Qui n'aime pas Omar Sy? Depuis que la planète cinéma l'a découvert dans Intouchables, celui qui a la prestance de Will Smith et le charisme de Sidney Poitier met tout le monde dans sa poche avec ses sourires enjôleurs. Il est souvent la seule et unique raison de s'intéresser à des productions oubliables, que ce soit Demain tout commence et Chocolat. Mais même lui est incapable de venir à la rescousse de l'affligeant Knock.
Il incarne un (faux?) docteur qui, de passage dans un petit village français, convainc sa population qu'elle est malade afin de s'en mettre plein les poches. Un béguin pour une jolie fille et un être issu de son passé risquent toutefois de le ramener sur terre.
Ce film est une adaptation très - trop - libre de la pièce de théâtre Knock ou le Triomphe de la médecine que Jules Romains a écrite en 1923. En fait, il n'y a pratiquement rien en commun. L'action originale qui se déroulait entre les deux guerres permettait de saisir le climat de l'époque, cette montée du totalitarisme avec ce héros qui manipulait à sa guise les foules.
Un thème criant d'actualité qui est complètement gommé par le présent scénario, campé dans les années 50. En confrontant timidement la marchandisation de la médecine à la religion, le script use à gros traits de situations grotesques, comme celle où le prêtre vole l'argent de son église pour renflouer un malfrat. On est loin de There Will be Blood qui jouait sur un registre similaire dans sa façon d'opposer capitalisme et foi.

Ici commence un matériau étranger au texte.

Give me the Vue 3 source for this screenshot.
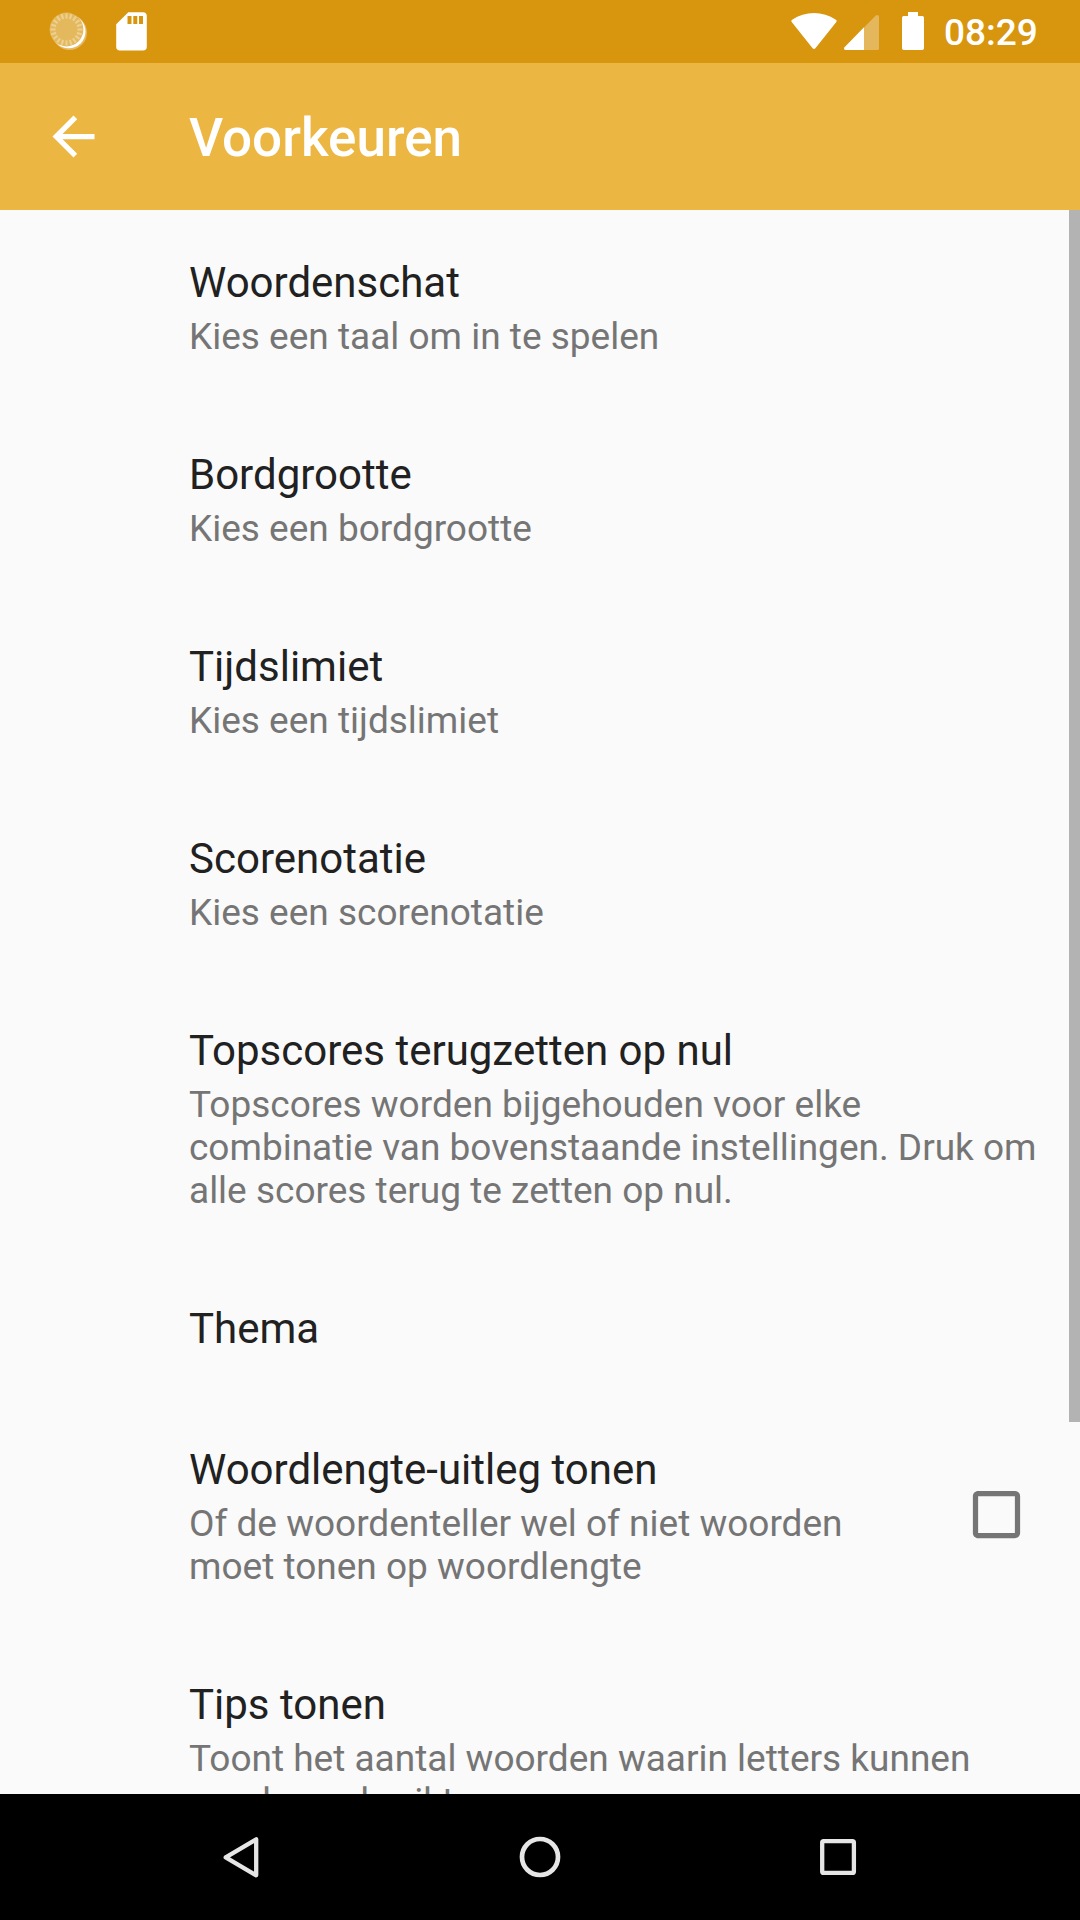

Débarrassé de ses zones d'ombre et de son cynisme, le long métrage devient un simple feel-good movie. Une comédie pour toute la famille, gentille et inoffensive, où sa bande-annonce dévoilait déjà tous les enjeux. En mélangeant humour faiblard, romance surannée et drame peu émouvant, la réalisatrice Lorraine Levy (Le fils de l'autre) apparaît en très petite forme. De toutes ses créations cinématographiques, Knock est certainement la plus décevante. Rien ne ressort de sa mise en scène poussiéreuse, si ce n'est ce désir peu ambitieux de recréer une carte postale bucolique. Et que dire sur cette longue séquence de diarrhée qui s'expose dans toutes les pièces...
Les nombreux personnages ne sont que des archétypes ambulants, se résumant au facteur ou au pharmacien. Le casting est pourtant impressionnant, réunissant de solides acteurs contemporains (Ana Girardot, Pascal Elbé, Audrey Dana) et des légendes d'autrefois (Hélène Vincent, Rufus, Michel Vuillermoz, Jean-Marie Lecoq). La plupart ont toutefois tendance à forcer la note, comme cette pauvre Sabine Azéma, complètement laissée à elle-même.
Et Omar Sy dans tout ça? Il est flamboyant, comme d'habitude. Son aisance est telle qu'on a tendance à ne voir que lui. C'était sans doute voulu, justement, pour ne pas remarquer tous les défauts qui l'entourent. Autant le comédien nage comme un poisson dans l'eau, autant le Omar Show a ses limites. L'être qu'il interprète n'a pratiquement aucune nuance, aucune complexité. On sent sa folie dans une seule scène, qui est rapidement mise de côté pour rappeler lors d'un discours final lénifiant comment « tout le monde peut changer » et « peu importe ses compétences s'il nous fait du bien ». Trop parfait, il n'a pratiquement plus rien d'humain, réduisant du coup l'intérêt comme peau de chagrin. On imagine déjà le choc des cinéphiles de découvrir les précédentes versions et de voir à l'oeuvre le mythique Louis Jouvet dans un registre bien différent.
Knock s'apparente à une brise passagère, dont le charme s'estompe presque instantanément. Elle peut faire plaisir l'espace de quelques moments et Omar Sy a tout le talent pour la reconduire. Sauf que derrière ce mirage de respecter l'essence d'un important texte théâtral se cache de la trahison pure et simple. Celle d'édulcorer en voulant ratisser large sans rien avoir à proposer d'édifiant en retour.